*WHAT NEEDS TO BE DONE*: Pick out the lines below with "screenshot" and list them.

*DATASET EXCERPTS*:
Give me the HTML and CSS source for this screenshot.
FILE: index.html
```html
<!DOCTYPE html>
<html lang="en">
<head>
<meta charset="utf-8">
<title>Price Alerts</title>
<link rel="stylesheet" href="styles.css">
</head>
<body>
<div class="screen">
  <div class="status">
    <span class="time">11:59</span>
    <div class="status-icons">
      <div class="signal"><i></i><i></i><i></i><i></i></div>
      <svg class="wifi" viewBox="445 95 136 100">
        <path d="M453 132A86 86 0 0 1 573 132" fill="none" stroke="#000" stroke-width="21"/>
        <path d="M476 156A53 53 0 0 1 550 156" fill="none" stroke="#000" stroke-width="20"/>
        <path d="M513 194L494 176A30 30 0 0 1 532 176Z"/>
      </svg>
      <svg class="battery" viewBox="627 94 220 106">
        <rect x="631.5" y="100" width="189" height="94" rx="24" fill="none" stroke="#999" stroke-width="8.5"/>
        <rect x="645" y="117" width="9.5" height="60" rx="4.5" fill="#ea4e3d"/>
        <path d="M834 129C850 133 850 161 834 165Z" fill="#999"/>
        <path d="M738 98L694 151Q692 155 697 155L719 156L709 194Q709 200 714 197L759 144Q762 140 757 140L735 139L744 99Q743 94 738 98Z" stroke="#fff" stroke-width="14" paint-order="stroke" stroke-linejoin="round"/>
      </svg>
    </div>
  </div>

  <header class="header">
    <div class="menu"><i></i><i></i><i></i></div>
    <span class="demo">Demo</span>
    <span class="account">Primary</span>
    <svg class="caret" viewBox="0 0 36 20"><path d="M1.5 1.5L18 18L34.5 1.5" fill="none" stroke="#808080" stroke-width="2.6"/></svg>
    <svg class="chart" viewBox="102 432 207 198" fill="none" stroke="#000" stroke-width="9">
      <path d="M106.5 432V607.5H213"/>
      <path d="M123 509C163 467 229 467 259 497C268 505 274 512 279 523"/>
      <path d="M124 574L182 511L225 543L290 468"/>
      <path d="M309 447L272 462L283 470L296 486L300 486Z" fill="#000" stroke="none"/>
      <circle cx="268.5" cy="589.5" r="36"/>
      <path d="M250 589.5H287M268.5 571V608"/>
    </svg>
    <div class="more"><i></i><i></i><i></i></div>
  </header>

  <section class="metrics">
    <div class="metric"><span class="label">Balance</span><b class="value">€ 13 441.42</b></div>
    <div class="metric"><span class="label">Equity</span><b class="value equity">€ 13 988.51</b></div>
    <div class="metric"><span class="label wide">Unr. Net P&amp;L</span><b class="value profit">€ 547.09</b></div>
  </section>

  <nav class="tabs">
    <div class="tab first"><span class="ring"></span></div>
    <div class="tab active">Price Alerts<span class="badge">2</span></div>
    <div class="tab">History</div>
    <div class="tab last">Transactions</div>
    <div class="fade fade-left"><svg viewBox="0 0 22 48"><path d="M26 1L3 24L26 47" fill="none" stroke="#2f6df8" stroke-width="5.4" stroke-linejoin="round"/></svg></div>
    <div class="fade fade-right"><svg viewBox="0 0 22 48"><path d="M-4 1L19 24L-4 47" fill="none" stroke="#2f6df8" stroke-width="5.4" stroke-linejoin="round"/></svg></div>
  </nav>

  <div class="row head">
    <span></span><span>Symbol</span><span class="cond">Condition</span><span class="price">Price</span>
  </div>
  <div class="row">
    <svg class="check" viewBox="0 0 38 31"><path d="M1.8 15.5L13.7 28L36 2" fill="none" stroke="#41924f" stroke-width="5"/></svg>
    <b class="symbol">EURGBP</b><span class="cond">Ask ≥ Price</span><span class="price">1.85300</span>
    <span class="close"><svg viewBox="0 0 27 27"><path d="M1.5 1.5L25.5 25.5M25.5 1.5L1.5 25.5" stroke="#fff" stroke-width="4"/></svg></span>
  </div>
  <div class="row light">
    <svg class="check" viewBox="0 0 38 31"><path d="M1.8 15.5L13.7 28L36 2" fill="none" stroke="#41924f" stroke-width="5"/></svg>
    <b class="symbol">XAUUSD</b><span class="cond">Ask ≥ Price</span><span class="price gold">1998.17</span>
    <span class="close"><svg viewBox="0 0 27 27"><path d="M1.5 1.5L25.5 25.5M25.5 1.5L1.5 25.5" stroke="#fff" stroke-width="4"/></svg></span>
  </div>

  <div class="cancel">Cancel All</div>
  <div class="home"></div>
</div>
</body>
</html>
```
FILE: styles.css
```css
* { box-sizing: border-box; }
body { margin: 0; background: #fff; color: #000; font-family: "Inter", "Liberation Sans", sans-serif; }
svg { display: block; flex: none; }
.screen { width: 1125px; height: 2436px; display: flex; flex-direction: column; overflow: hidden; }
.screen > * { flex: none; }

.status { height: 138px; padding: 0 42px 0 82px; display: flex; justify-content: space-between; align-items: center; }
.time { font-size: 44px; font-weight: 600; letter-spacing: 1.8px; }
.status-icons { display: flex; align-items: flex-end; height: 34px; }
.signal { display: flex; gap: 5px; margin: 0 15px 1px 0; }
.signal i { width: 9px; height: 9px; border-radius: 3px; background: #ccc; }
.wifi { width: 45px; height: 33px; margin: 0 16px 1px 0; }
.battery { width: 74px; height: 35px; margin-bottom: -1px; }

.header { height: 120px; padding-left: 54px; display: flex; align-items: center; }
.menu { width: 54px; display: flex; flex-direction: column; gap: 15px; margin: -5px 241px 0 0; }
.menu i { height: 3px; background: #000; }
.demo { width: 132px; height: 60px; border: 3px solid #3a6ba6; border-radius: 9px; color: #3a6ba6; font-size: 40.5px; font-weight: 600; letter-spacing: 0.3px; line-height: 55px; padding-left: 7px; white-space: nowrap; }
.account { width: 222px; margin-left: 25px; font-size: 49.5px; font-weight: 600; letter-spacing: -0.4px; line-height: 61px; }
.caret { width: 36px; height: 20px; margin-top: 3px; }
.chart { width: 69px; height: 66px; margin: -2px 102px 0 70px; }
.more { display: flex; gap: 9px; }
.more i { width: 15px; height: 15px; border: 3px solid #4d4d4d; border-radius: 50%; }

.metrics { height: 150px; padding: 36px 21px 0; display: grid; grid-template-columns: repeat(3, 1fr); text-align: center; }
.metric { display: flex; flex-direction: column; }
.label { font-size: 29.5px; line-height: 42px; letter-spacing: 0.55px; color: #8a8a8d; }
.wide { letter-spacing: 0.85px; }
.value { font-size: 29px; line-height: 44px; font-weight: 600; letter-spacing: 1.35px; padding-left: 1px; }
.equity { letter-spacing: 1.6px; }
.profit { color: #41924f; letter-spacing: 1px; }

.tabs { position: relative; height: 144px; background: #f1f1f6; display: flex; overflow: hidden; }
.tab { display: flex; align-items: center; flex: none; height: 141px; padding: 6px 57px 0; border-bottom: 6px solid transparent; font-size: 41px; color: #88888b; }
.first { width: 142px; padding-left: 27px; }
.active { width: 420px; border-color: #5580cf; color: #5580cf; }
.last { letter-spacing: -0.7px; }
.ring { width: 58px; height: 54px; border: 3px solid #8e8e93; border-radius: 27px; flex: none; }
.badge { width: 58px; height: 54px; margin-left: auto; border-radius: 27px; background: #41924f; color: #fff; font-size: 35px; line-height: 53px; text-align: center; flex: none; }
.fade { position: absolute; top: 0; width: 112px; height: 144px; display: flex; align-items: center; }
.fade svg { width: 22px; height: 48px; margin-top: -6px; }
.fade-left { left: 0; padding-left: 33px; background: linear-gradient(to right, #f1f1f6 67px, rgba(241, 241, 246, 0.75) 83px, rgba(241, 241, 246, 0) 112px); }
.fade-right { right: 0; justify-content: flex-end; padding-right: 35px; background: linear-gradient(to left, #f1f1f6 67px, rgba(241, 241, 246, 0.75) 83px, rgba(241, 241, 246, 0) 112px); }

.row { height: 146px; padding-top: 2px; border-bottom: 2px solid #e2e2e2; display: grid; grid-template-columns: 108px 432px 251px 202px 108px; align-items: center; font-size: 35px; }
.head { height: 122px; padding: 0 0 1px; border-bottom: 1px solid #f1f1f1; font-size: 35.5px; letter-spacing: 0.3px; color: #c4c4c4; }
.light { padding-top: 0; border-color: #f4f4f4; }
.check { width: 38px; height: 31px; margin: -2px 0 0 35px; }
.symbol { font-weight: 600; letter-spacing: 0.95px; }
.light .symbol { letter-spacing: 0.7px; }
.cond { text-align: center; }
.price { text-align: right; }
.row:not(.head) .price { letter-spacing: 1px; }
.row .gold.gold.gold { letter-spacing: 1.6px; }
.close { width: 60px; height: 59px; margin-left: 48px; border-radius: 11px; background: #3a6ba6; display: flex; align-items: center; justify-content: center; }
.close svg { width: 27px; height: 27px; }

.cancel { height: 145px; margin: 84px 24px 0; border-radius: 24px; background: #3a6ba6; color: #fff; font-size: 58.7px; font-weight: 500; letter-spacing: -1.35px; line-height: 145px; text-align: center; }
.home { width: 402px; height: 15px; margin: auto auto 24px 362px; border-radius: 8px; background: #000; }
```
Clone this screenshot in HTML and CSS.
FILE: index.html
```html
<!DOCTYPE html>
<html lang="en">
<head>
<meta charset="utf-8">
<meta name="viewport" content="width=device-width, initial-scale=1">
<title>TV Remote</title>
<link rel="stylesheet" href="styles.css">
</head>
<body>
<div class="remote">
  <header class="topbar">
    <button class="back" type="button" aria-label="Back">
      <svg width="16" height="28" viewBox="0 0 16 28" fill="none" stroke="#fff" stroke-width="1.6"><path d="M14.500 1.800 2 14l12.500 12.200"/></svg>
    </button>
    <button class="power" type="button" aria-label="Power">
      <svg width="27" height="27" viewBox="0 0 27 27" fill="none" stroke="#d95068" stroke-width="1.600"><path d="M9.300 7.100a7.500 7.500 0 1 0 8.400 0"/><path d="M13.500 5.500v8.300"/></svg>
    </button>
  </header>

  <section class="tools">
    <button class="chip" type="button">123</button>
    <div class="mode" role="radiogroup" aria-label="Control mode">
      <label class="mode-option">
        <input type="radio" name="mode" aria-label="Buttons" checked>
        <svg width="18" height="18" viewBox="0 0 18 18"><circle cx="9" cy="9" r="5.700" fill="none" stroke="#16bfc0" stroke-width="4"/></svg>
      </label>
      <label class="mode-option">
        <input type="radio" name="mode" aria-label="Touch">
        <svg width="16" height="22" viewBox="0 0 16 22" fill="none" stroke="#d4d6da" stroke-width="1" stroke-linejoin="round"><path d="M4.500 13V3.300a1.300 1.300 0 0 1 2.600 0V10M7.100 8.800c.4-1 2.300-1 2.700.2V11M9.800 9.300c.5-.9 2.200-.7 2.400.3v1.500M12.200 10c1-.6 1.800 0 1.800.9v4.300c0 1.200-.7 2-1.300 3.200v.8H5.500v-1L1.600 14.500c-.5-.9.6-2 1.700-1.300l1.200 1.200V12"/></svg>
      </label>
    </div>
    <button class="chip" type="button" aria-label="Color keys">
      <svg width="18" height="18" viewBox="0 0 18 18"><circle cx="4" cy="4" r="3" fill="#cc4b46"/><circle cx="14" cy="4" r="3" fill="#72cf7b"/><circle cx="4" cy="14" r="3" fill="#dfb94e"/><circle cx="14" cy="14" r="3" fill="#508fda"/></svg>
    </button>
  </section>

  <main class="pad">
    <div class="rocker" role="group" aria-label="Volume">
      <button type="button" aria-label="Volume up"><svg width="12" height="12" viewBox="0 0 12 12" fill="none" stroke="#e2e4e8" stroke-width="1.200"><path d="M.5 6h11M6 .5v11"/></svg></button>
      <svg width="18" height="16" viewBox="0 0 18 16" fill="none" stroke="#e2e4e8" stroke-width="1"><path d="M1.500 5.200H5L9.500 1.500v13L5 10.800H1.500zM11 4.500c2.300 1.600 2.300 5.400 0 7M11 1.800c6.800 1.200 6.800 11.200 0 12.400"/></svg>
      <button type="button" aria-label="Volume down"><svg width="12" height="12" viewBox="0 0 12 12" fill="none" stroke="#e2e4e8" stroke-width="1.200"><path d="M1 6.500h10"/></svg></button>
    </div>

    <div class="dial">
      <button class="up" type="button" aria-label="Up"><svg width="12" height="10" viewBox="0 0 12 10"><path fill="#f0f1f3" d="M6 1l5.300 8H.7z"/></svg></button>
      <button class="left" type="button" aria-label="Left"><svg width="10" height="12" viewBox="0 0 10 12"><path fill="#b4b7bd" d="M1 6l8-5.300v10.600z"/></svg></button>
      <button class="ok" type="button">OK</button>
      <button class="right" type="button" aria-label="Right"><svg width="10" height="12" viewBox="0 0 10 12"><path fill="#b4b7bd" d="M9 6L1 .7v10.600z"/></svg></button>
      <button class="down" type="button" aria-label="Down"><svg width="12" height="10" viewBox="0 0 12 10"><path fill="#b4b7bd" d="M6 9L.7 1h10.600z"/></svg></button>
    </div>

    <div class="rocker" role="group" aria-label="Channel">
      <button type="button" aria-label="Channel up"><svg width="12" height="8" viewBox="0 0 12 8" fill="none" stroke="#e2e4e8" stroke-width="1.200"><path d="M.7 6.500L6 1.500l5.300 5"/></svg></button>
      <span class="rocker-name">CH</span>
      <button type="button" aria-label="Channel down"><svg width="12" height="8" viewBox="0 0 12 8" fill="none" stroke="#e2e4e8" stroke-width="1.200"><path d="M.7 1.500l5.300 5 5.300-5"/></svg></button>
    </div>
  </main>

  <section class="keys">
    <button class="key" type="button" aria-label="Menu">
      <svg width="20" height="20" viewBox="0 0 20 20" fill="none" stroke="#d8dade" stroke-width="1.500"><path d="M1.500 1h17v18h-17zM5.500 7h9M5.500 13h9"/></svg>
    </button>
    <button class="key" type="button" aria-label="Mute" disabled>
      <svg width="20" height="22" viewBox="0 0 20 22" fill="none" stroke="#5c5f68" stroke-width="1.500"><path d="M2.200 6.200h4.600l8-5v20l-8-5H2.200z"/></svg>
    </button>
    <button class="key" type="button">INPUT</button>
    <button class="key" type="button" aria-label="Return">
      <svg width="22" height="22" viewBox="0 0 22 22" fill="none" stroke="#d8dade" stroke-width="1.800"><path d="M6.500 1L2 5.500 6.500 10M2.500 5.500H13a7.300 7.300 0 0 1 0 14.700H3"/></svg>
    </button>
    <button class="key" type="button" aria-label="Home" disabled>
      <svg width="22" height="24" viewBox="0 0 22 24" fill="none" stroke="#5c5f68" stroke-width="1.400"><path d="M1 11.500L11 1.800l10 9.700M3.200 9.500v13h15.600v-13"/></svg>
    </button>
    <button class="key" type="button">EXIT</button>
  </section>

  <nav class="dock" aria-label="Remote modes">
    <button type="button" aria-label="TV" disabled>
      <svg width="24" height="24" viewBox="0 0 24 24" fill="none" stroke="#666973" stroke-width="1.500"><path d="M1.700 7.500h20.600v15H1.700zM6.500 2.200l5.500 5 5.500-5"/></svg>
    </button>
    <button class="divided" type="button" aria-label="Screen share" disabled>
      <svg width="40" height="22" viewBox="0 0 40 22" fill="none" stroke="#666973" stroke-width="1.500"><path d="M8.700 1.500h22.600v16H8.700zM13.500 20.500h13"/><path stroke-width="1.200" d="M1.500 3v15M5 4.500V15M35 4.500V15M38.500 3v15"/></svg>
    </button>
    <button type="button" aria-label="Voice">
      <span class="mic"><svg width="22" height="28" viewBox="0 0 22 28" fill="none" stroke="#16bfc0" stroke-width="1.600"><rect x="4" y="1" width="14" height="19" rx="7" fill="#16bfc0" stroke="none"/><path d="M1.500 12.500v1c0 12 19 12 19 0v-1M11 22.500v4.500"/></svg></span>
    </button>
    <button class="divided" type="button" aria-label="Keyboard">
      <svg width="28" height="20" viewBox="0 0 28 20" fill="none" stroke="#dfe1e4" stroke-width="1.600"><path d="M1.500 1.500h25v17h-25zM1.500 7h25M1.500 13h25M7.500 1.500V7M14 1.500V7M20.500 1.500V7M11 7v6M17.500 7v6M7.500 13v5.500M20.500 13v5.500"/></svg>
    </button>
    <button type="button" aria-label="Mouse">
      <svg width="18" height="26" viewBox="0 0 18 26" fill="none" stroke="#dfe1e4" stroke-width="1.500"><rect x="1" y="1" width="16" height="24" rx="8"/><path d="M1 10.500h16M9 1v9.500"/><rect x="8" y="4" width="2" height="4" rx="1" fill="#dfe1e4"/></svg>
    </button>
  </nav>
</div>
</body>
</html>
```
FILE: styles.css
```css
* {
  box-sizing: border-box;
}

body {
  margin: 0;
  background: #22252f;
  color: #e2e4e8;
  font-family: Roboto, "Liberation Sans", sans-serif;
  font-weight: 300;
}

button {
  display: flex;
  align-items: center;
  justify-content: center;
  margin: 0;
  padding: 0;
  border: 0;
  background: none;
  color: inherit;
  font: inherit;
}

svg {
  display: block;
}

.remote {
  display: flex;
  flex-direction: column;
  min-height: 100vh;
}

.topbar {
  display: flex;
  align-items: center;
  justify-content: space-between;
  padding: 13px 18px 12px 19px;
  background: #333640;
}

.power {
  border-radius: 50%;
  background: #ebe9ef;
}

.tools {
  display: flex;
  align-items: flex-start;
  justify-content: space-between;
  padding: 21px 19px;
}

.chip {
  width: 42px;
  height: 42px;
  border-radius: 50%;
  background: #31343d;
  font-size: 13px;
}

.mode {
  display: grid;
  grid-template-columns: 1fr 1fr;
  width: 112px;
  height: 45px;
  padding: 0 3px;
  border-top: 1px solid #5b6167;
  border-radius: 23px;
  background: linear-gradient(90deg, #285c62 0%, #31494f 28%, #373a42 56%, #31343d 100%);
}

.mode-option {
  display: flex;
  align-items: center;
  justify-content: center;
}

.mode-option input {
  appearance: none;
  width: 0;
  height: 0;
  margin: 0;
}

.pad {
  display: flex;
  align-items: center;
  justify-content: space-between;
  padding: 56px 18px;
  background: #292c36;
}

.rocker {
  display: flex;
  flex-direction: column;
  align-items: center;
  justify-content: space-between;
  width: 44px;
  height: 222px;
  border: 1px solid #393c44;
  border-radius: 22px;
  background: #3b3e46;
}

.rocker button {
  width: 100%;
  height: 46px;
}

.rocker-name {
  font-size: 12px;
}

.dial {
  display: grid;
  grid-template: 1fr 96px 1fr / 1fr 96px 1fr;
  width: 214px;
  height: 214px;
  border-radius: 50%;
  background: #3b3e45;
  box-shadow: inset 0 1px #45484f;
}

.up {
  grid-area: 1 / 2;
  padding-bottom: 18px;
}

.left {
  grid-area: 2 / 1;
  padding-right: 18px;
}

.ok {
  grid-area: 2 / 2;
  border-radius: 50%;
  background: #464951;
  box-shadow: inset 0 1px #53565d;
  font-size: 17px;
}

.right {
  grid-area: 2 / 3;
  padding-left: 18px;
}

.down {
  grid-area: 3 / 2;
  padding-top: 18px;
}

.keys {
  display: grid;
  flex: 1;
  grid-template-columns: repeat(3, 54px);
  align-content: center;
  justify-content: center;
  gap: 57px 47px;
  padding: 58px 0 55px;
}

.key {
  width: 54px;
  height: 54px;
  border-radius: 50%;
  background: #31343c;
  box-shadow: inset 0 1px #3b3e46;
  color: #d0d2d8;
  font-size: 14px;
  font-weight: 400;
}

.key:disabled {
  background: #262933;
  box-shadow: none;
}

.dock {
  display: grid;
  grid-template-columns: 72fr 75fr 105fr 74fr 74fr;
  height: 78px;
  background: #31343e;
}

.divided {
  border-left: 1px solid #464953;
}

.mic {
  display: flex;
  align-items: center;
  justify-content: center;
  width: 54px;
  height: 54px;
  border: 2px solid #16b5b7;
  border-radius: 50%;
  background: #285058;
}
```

*WRITTEN RESPONSE*:
Give me the HTML and CSS source for this screenshot.
Clone this screenshot in HTML and CSS.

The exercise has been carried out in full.